Education in urban history

Education and support by digital libraries still only plays a minor role in scholarly discourses on cultural heritage and in particular urban history. There is still no broad consensus on specific education paradigms or a canon of didactic settings in digitally supported teaching on urban history, and as yet no larger studies have been conducted in this area. We welcome contributions on:

  • educational scenarios for teaching urban history supported by digital methods
  • approaches to employing large scale repositories for educational purposes in cultural history
  • the design of virtual experiences as e.g. city tours

PAPER SUBMISSION

Please submit an extended abstract of 1000-2000 words (~ 2-4 pages) in PDF format by November 15th, 2022 via the electronic upload submission procedure on EasyChair.

All submissions will be peer reviewed for their originality, validity, methodology, writing quality and overall contribution to the research fields of the conference. The conference adopts a double blind reviewing process. The authors must ensure that any information such as affiliations, contact details, e-mails or other type of information that can help identify the authors of the papers are removed from the submitted version.

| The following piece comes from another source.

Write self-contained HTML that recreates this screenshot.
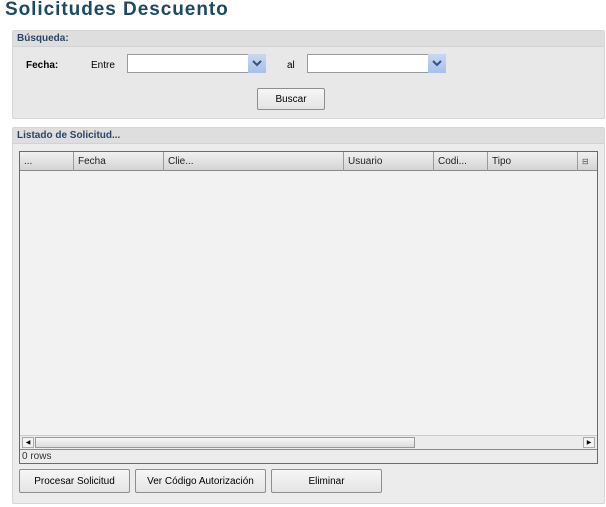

Please use the Springer LaTeX2e, Microsoft Word 2003 or Microsoft Word 2007 templates and guidelines for formatting your extended abstract.

Selected submissions are proposed to be published in the Springer CCIS series – previous issues can be found here.

Timeline

15.11.2022                  Extended Abstract Submission (~2-4 pages)

15.12.2022                  Notification

28.02.2023                  Full paper submission

27. & 28.03.2023         Workshop

Venue

The workshop will be hosted by the LMU Munich

Image by Chema Martínez Broncano (CC-BY-NC)

Proceedings

Contributions from previous workshops in 2017 and 2019 have been published as Springer CCIS.